Tab. 12 presents more detailed comparative experimental results of Stage I on GSM8K. “Full Weak” denotes full weak fine-tuning, “Our Weak” is equivalent to $\mathcal{M}_{\text{weak-ft}}^{1}$ , and “Our ICL” is equivalent to $\mathcal{M}_{\text{icl-ft}}^{1}$ . “Gold Weak” refers to the scenario where weak data with correct final answers are filtered and used for supervised fine-tuning, which is impossible in the weak-to-strong setting and just used for experimental analysis. Similarly, “Gold ICL” refers to the scenario where solutions with correct final answers, generated by the strong model via weak ICL, are filtered.

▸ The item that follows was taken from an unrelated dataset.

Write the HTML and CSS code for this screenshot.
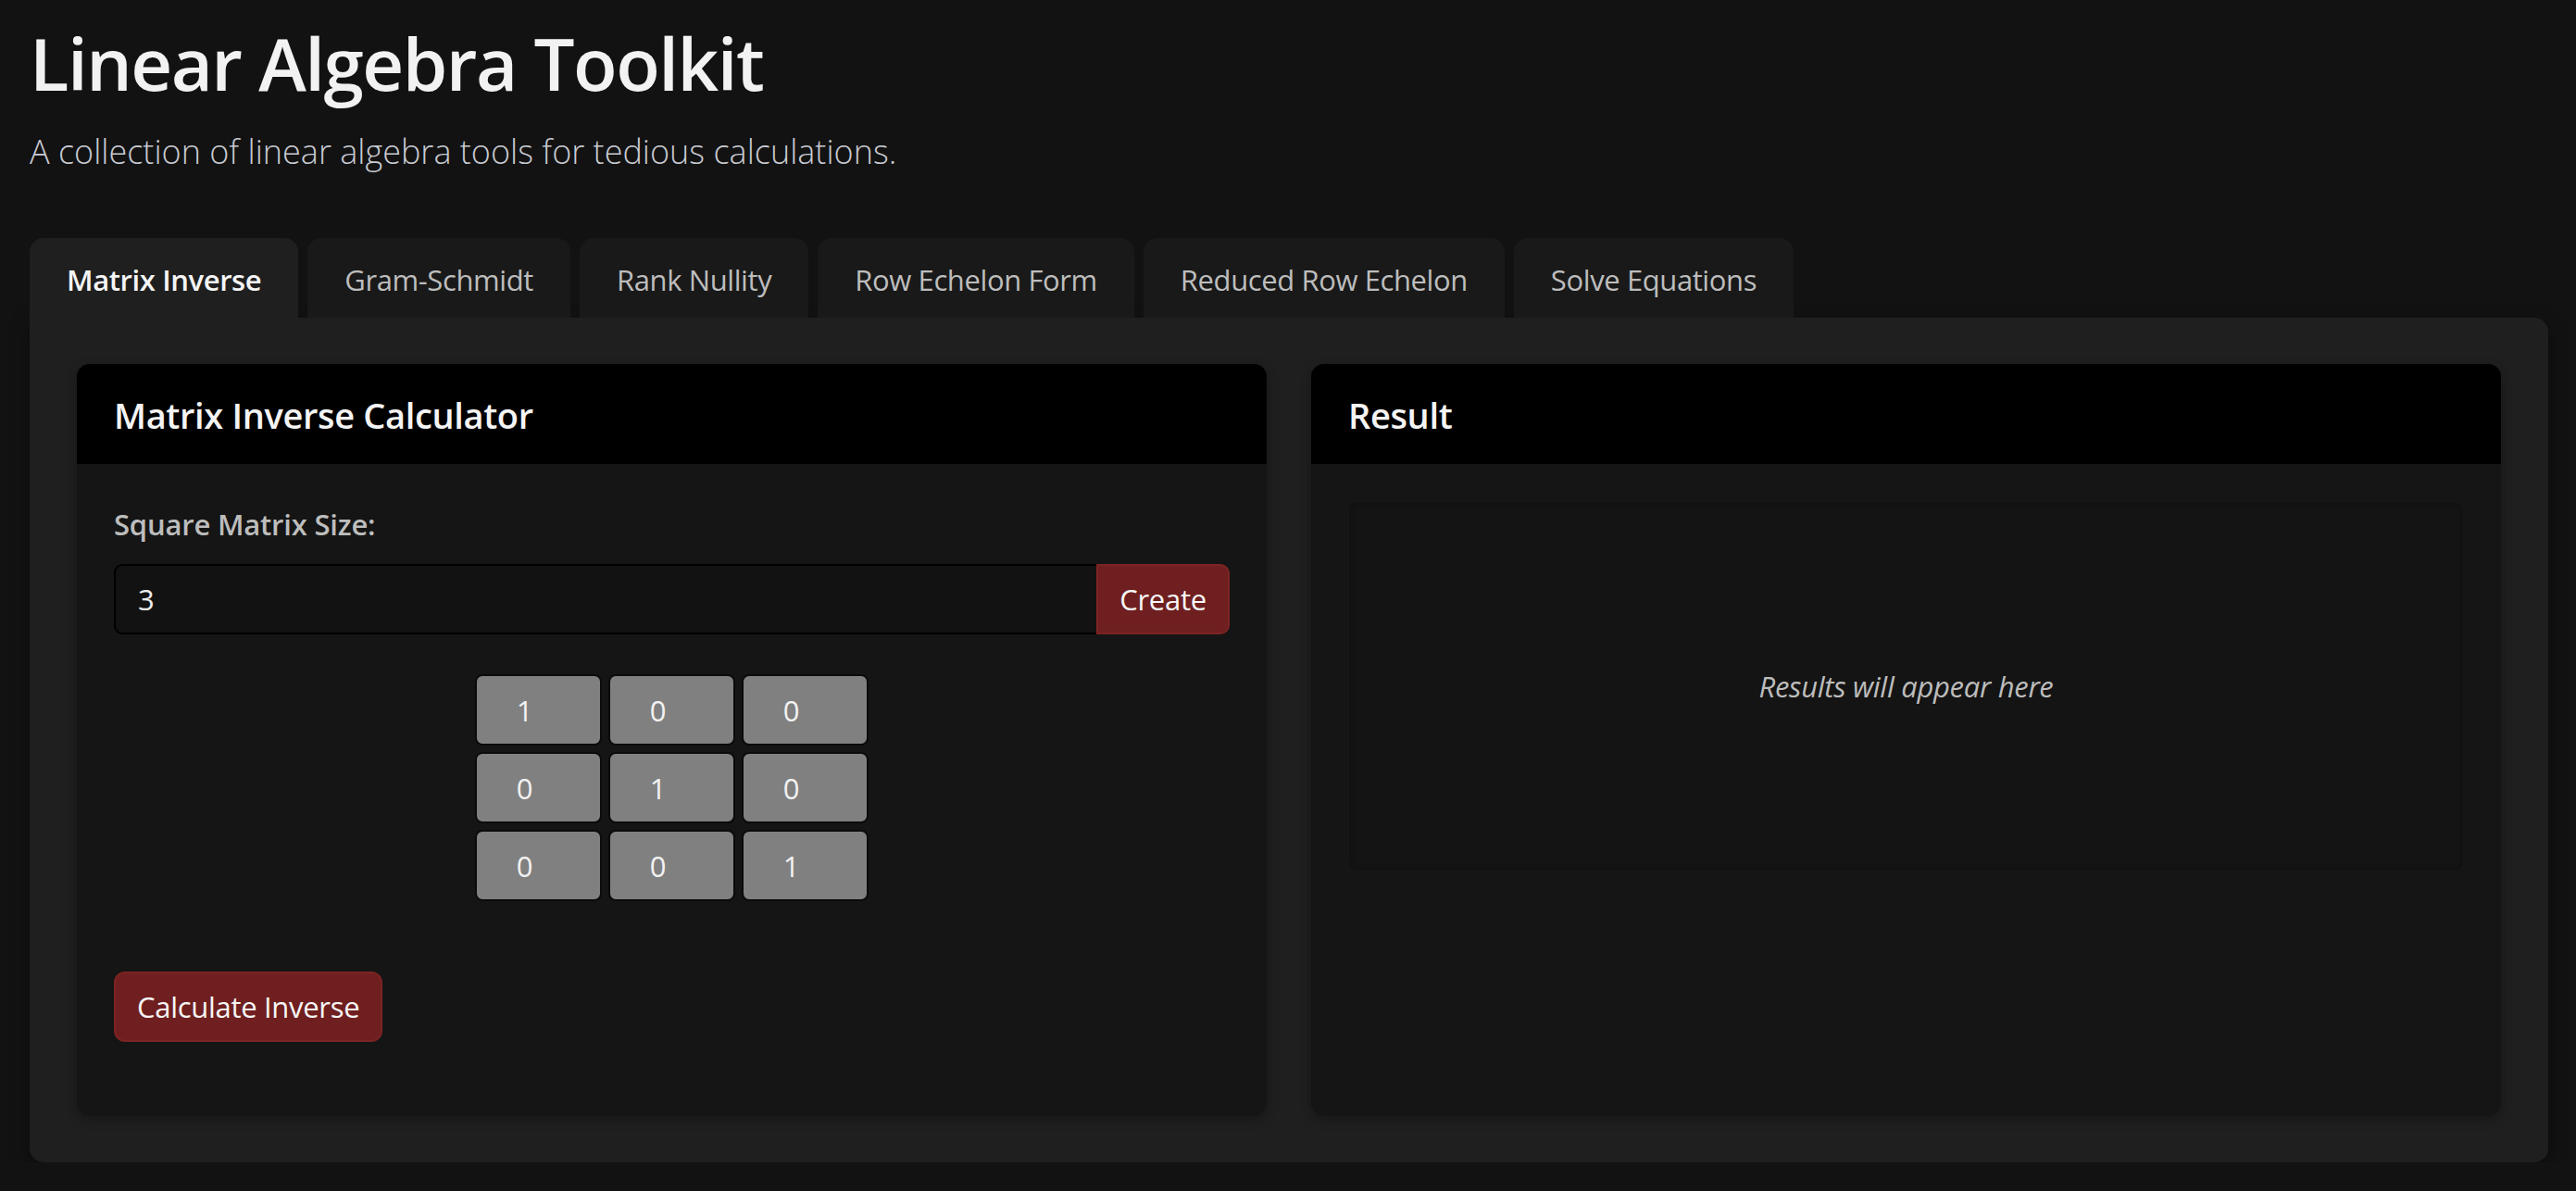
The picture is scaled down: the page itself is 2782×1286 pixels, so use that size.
FILE: index.html
```html
<!DOCTYPE html>
<html lang="en">
<head>
<meta charset="utf-8">
<title>Linear Algebra Toolkit</title>
<link rel="stylesheet" href="styles.css">
</head>
<body>
<div class="page">
  <header class="top">
    <h1 class="title">Linear Algebra Toolkit</h1>
    <p class="subtitle">A collection of linear algebra tools for tedious calculations.</p>
  </header>

  <nav class="tabs">
    <div class="tab active">Matrix Inverse</div>
    <div class="tab">Gram-Schmidt</div>
    <div class="tab">Rank Nullity</div>
    <div class="tab">Row Echelon Form</div>
    <div class="tab">Reduced Row Echelon</div>
    <div class="tab">Solve Equations</div>
  </nav>

  <main class="panel">
    <section class="card">
      <div class="card-head">Matrix Inverse Calculator</div>
      <div class="card-body calc-body">
        <label class="label">Square Matrix Size:</label>
        <div class="size-row">
          <input class="size-input" type="text" value="3">
          <button class="btn create">Create</button>
        </div>
        <div class="grid-wrap">
          <div class="matrix">
            <input class="cell" type="text" value="1">
            <input class="cell" type="text" value="0">
            <input class="cell" type="text" value="0">
            <input class="cell" type="text" value="0">
            <input class="cell" type="text" value="1">
            <input class="cell" type="text" value="0">
            <input class="cell" type="text" value="0">
            <input class="cell" type="text" value="0">
            <input class="cell" type="text" value="1">
          </div>
        </div>
        <button class="btn calc">Calculate Inverse</button>
      </div>
    </section>

    <section class="card">
      <div class="card-head">Result</div>
      <div class="card-body">
        <div class="result-box">
          <span class="placeholder">Results will appear here</span>
        </div>
      </div>
    </section>
  </main>
</div>
</body>
</html>
```

FILE: styles.css
```css
* { box-sizing: border-box; }

html, body {
  margin: 0;
  padding: 0;
  background: #121212;
}

body {
  font-family: "Open Sans", "Noto Sans", sans-serif;
  color: #e6e6e6;
}

.page {
  padding: 20px 30px 0 32px;
}

.title {
  margin: 0;
  font-size: 78px;
  line-height: 97px;
  letter-spacing: -1.5px;
  font-weight: 600;
  color: #f2f2f2;
}

.subtitle {
  margin: 22px 0 0 0;
  font-size: 36px;
  line-height: 50px;
  font-weight: 300;
  color: #c9cbd2;
}

.tabs {
  display: flex;
  gap: 10px;
  margin-top: 68px;
}

.tab {
  height: 86px;
  padding: 4px 40px 0;
  display: flex;
  align-items: center;
  background: #191919;
  color: #bdbdbd;
  font-size: 31px;
  letter-spacing: -0.4px;
  border-radius: 15px 15px 0 0;
  white-space: nowrap;
}

.tab.active {
  background: #1f1f1f;
  color: #f5f5f5;
  font-weight: 600;
}

.panel {
  background: #1f1f1f;
  border-radius: 0 15px 15px 15px;
  padding: 50px 51px 50px 51px;
  display: grid;
  grid-template-columns: 1fr 1fr;
  gap: 48px;
  box-shadow: 0 6px 20px rgba(0, 0, 0, 0.35);
}

.card {
  background: #151515;
  border-radius: 14px;
  overflow: hidden;
  box-shadow: 0 4px 12px rgba(0, 0, 0, 0.25);
}

.card-head {
  background: #000;
  height: 108px;
  padding: 2px 40px 0;
  display: flex;
  align-items: center;
  font-size: 38px;
  letter-spacing: -0.35px;
  font-weight: 600;
  color: #f4f4f4;
}

.card-body {
  padding: 40px;
}

.calc-body {
  padding-bottom: 80px;
}

.label {
  display: block;
  font-size: 31px;
  line-height: 50px;
  letter-spacing: -0.2px;
  font-weight: 600;
  color: #bdbdbd;
}

.size-row {
  display: flex;
  margin-top: 18px;
  height: 76px;
}

.size-input {
  flex: 1;
  min-width: 0;
  height: 76px;
  background: #121212;
  border: 2px solid #000;
  border-right: none;
  border-radius: 9px 0 0 9px;
  padding: 0 24px;
  font-family: inherit;
  font-size: 31px;
  color: #ececec;
  outline: none;
}

.btn {
  font-family: inherit;
  font-size: 31px;
  color: #f6f6f6;
  background: #6f1f1f;
  border: 2px solid #7d2323;
  cursor: pointer;
}

.create {
  width: 144px;
  height: 76px;
  border-radius: 0 10px 10px 0;
  padding: 0;
  letter-spacing: -0.3px;
}

.grid-wrap {
  display: flex;
  justify-content: center;
  margin-top: 43px;
}

.matrix {
  display: grid;
  grid-template-columns: repeat(3, 137px);
  grid-auto-rows: 77px;
  gap: 7px;
}

.cell {
  width: 137px;
  height: 77px;
  background: #808080;
  border: 2px solid #0b0b0b;
  border-radius: 8px;
  text-align: center;
  padding: 0 30px 0 0;
  font-family: inherit;
  font-size: 31px;
  color: #f2f2f2;
  outline: none;
}

.calc {
  display: block;
  margin-top: 76px;
  height: 76px;
  padding: 0 23px;
  letter-spacing: -0.3px;
  border-radius: 12px;
}

.result-box {
  height: 400px;
  background: #141414;
  border: 1px solid #171717;
  border-radius: 10px;
  box-shadow: inset 0 0 8px rgba(0, 0, 0, 0.25);
  display: flex;
  align-items: center;
  justify-content: center;
}

.placeholder {
  font-style: italic;
  font-size: 31px;
  letter-spacing: -0.3px;
  color: #bcbcbc;
}
```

Compared to using a large volume of noisy data (i.e., Full Weak and Full ICL), reducing the data quantity while enhancing data quality can significantly improve the accuracy of the trained model, with potential gains over 17 points. Although our method performs slightly lower than the gold results, it proves highly effective and stable in scenarios where obtaining the ground truth is impossible.

Question:

{question}

Student Solution:

{solution}

Your task involves three parts:

1. **Step-by-step Evaluation:** Go through the student solution carefully and identify key errors and potential misunderstandings that led to the incorrect solution.

2. **Final Judgement:** Provide an overall judgement on the correctness of the student’s solution.

3. **First Error Step:** If the solution is incorrect, generate the step number where the first error occurs, otherwise generate N/A here.

Here’s the format I want:

Step-by-step Evaluation: [Provide a step by step examination of the student solution and identify key errors and misunderstandings here.]

Final Judgement: [Insert only **correct** or **wrong** here]

First Error Step: [Insert either N/A or the step number where the first error occurs]

Please follow this format without any additional introductory or concluding statements.

Table 13: Prompt used to evaluate process-level accuracy.